A new ironmaking process that offers a cleaner way to produce oxygen-free iron nuggets is moving from pilot testing to a demonstration stage at a Great Lakes mining plant. If the demonstration proves successful, it could lead to construction of the world's first, full-scale iron nugget production plant. The nuggets could be substituted for pig iron in the steelmaking process.

The ITmk3 Process, developed by Tokyo-based Kobe Steel and its subsidiary Midrex Technologies Inc., Charlotte, N.C., uses a rotary hearth furnace to convert iron ore fines and pulverized coal into iron nuggets of the same quality as blast furnace pig iron. Kobe first tested the process two years ago in Japan at a 3,000-tonne-per-year pilot plant. Midrex and a team of U.S. partners are now retrofitting a portion of a taconite plant in Silver Bay, Minn., to demonstrate the process at 25,000 tons per year.

"It's a technology well suited for the iron ores of Minnesota," says Larry Lehtinen, president of Silver Bay-based Mesabi Nugget, LLC, which is coordinating the $26-million demonstration project. Minnesota mines produce over half of the nation's taconite, a low-grade iron ore with high silica content. Minnesota ores normally are pelletized and shipped to blast furnaces where they are converted to pig iron, which can then be used to make steel. But the ITmk3 process will produce a pig-iron-grade material with the oxygen and silicates already removed, reducing weight and shipping costs by one-third, he says.

The rotary-hearth process also emits 20% less carbon dioxide than blast-furnace operations, says Chris Ravenscroft, a Midrex spokesman. Because of environmental concerns, "blast furnaces are being phased out, so the [Minnesota] iron range needs to find other uses for their product," he says.

Work started this summer to convert an existing 160-ft x 160-ft building into the demonstration plant. Mesabi is acting as owner and general contractor, with Midrex handling engineering. Lakehead Constructors Inc., Superior, Wis., demolished concrete foundations and floors to make way for a new layout to be built by Industrial Maintenance Service, Escanaba, Mich. Several other contracts will be let before the project is complete in early 2003.

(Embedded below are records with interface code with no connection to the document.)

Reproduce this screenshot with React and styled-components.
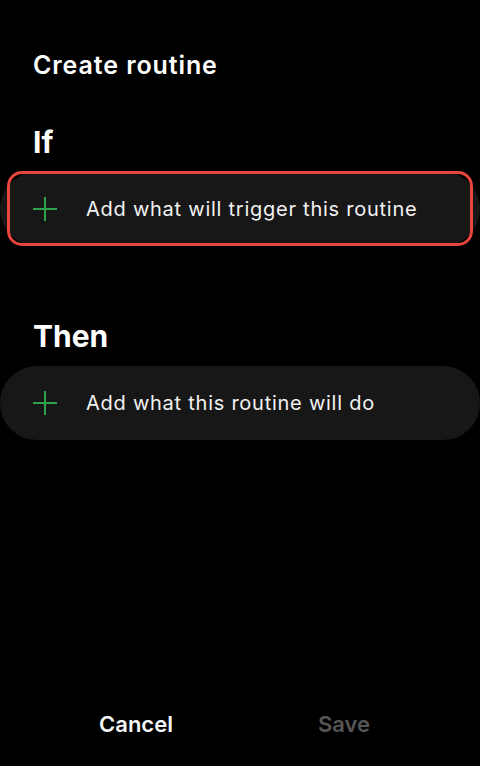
import React from "react";
import styled, { createGlobalStyle } from "styled-components";

const Global = createGlobalStyle`
  html, body { margin: 0; padding: 0; background: #000; }
  body { font-family: Inter, Roboto, "Noto Sans", "Liberation Sans", sans-serif; }
  * { box-sizing: border-box; }
`;

const Page = styled.div`
  width: 480px;
  height: 766px;
  background: #000;
  display: flex;
  flex-direction: column;
  color: #fff;
`;

const Title = styled.h1`
  margin: 50px 0 0 33px;
  font-size: 25px;
  line-height: 30px;
  font-weight: 600;
  letter-spacing: 0.9px;
`;

const SectionLabel = styled.h2`
  margin: ${(p) => p.$top}px 0 12px 33px;
  font-size: 30px;
  line-height: 36px;
  font-weight: 700;
`;

const CardWrap = styled.div`
  position: relative;
`;

const Card = styled.button`
  width: 480px;
  height: 74px;
  border: none;
  border-radius: 37px;
  background: #171717;
  display: flex;
  align-items: center;
  gap: 29px;
  padding: 0 0 0 33px;
  color: #f2f2f2;
  font-family: inherit;
  font-size: 20px;
  font-weight: 400;
  letter-spacing: 0.75px;
  text-align: left;
  cursor: pointer;
`;

const Highlight = styled.div`
  position: absolute;
  top: -1px;
  bottom: 0;
  left: 7px;
  right: 7px;
  border: 3.5px solid #e8453c;
  border-radius: 15px;
  pointer-events: none;
`;

const Spacer = styled.div`
  flex: 1;
`;

const Footer = styled.div`
  display: flex;
  padding: 0 32px 29px;
`;

const FooterButton = styled.button`
  flex: 1;
  background: none;
  border: none;
  font-family: inherit;
  font-size: 22px;
  line-height: 26px;
  font-weight: 600;
  color: ${(p) => (p.$disabled ? "#555555" : "#f5f5f5")};
  padding: 0;
`;

const PlusIcon = () => (
  <svg width="24" height="24" viewBox="0 0 24 24" fill="none">
    <path d="M12 0v24M0 12h24" stroke="#2ea24a" strokeWidth="2" />
  </svg>
);

export default function App() {
  return (
    <Page>
      <Global />
      <Title>Create routine</Title>
      <SectionLabel $top={44}>If</SectionLabel>
      <CardWrap>
        <Card>
          <PlusIcon />
          Add what will trigger this routine
        </Card>
        <Highlight />
      </CardWrap>
      <SectionLabel $top={72}>Then</SectionLabel>
      <Card>
        <PlusIcon />
        Add what this routine will do
      </Card>
      <Spacer />
      <Footer>
        <FooterButton>Cancel</FooterButton>
        <FooterButton $disabled>Save</FooterButton>
      </Footer>
    </Page>
  );
}
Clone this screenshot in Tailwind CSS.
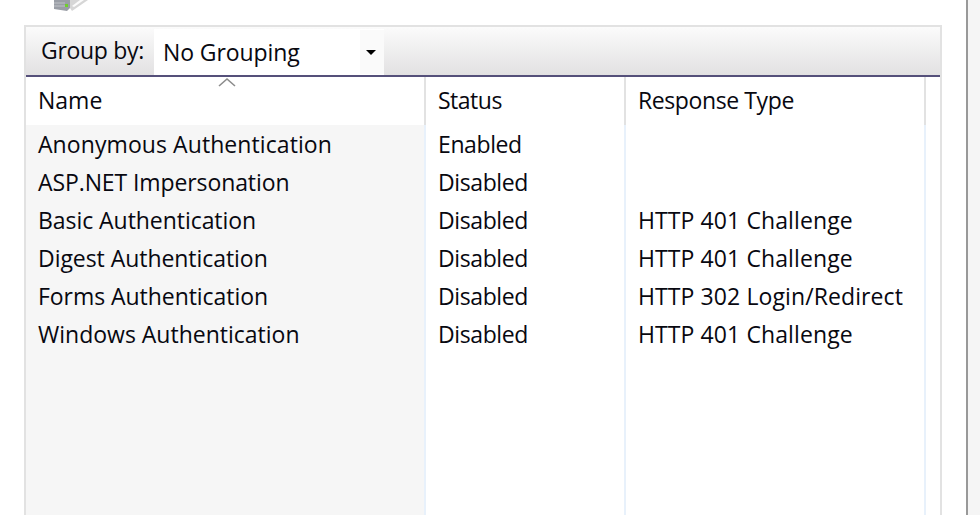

Cleveland Cliffs, owner of the taconite plant operated by North Shore Mining Co., is helping fund the project, along with Kobe Steel, Fort Wayne, Ind.-based Steel Dynamics Inc., and the Minnesota state government. The U.S. Dept. of Energy is expected to fund half of the operational costs. After a one-year demonstration, the team will decide whether to build a $150-million-plus commercial-scale plant, says Lehtinen.